§ TASK
Wherever a line in the data below holds "screenshot", copy that line.
-------- TASK DATA --------
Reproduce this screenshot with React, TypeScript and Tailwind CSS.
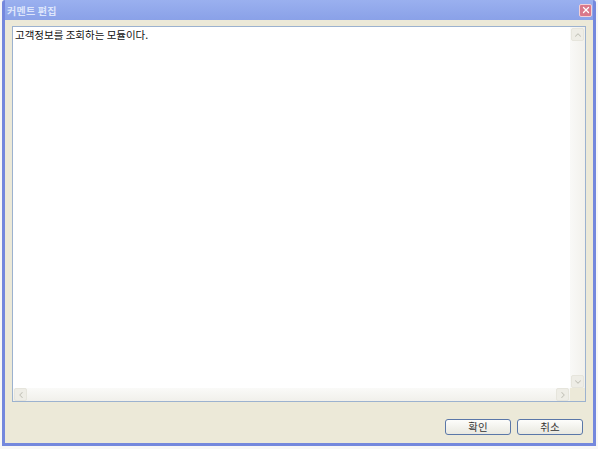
import { ChevronDown, ChevronLeft, ChevronRight, ChevronUp, X } from "lucide-react";

const font = { fontFamily: '"Noto Sans CJK KR", "Noto Sans", sans-serif' };

function ScrollButton({ children }: { children: React.ReactNode }) {
  return (
    <div className="flex h-[13px] w-[13px] items-center justify-center rounded-[2px] border border-[#e6e5dc] bg-[#eeede6] text-[#c2c1b8]">
      {children}
    </div>
  );
}

function DialogButton({ label }: { label: string }) {
  return (
    <button className="flex h-[16px] w-[66px] items-center justify-center rounded-[3px] border border-[#5a77a8] bg-gradient-to-b from-[#fdfdfb] to-[#e9e8e0] text-[10.5px] leading-none text-[#333]">
      {label}
    </button>
  );
}

export default function App() {
  return (
    <div className="h-[449px] w-[598px] bg-[#f7f7f7]" style={font}>
      <div className="ml-[2px] flex h-[446px] w-[594px] flex-col rounded-t-[3px] bg-[#7488dd] px-[3px] pb-[3px]">
        {/* title bar */}
        <div className="flex h-[20px] items-center justify-between bg-gradient-to-b from-[#9ab0ef] to-[#8aa1e8] pl-[2px] pr-[1px]">
          <span className="text-[10px] font-semibold tracking-wide text-[#dde5fb]">
            커멘트 편집
          </span>
          <div className="flex h-[13px] w-[13px] items-center justify-center rounded-[2px] border border-[#f3d0d6] bg-[#d9788a] text-white">
            <X size={10} strokeWidth={3} />
          </div>
        </div>

        {/* body */}
        <div className="flex flex-1 flex-col bg-[#ece9d8] px-[7px] pb-[8px] pt-[6px]">
          <div className="flex h-[376px] flex-col border border-[#9cb2cf] bg-white">
            <div className="flex flex-1">
              <div className="flex-1 pl-[2px] pt-[1px] text-[10.5px] leading-[14px] text-[#111]">
                고객정보를 조회하는 모듈이다.
              </div>
              <div className="flex w-[15px] flex-col items-center bg-gradient-to-r from-[#f9f9f7] to-[#f2f1ec] pt-[1px]">
                <ScrollButton>
                  <ChevronUp size={10} strokeWidth={2.5} />
                </ScrollButton>
                <div className="flex-1" />
                <ScrollButton>
                  <ChevronDown size={10} strokeWidth={2.5} />
                </ScrollButton>
              </div>
            </div>
            <div className="flex h-[13px]">
              <div className="flex flex-1 items-center justify-between bg-gradient-to-b from-[#fafaf8] to-[#f1f0eb] px-[1px]">
                <ScrollButton>
                  <ChevronLeft size={10} strokeWidth={2.5} />
                </ScrollButton>
                <ScrollButton>
                  <ChevronRight size={10} strokeWidth={2.5} />
                </ScrollButton>
              </div>
              <div className="w-[15px] bg-[#ece9d8]" />
            </div>
          </div>

          <div className="mt-[17px] flex justify-end gap-[6px] pr-[3px]">
            <DialogButton label="확인" />
            <DialogButton label="취소" />
          </div>
        </div>
      </div>
    </div>
  );
}
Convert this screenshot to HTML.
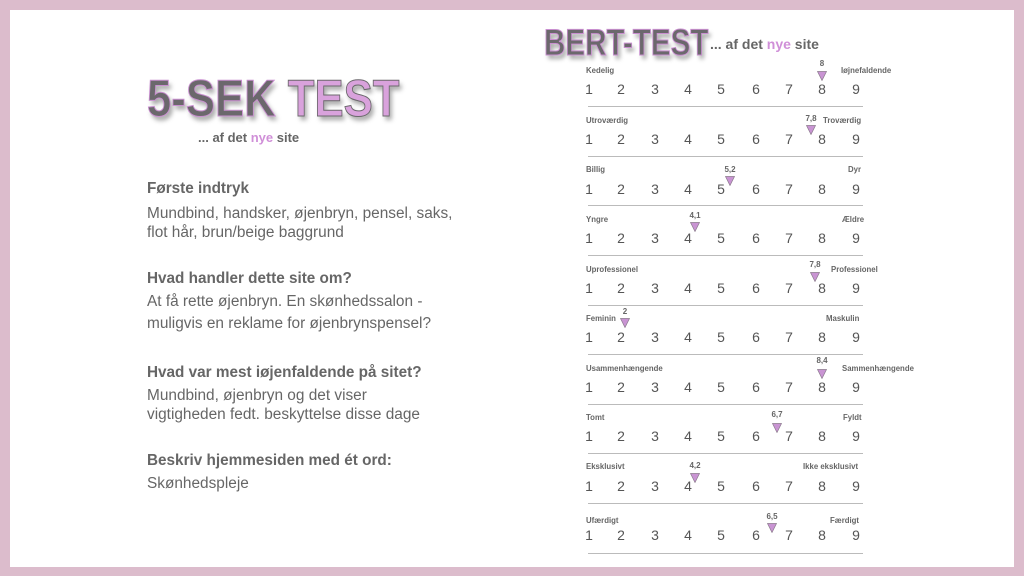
--------
§ TASK RESPONSE
Reproduce this screenshot with React, TypeScript and Tailwind CSS.
Convert this screenshot to HTML.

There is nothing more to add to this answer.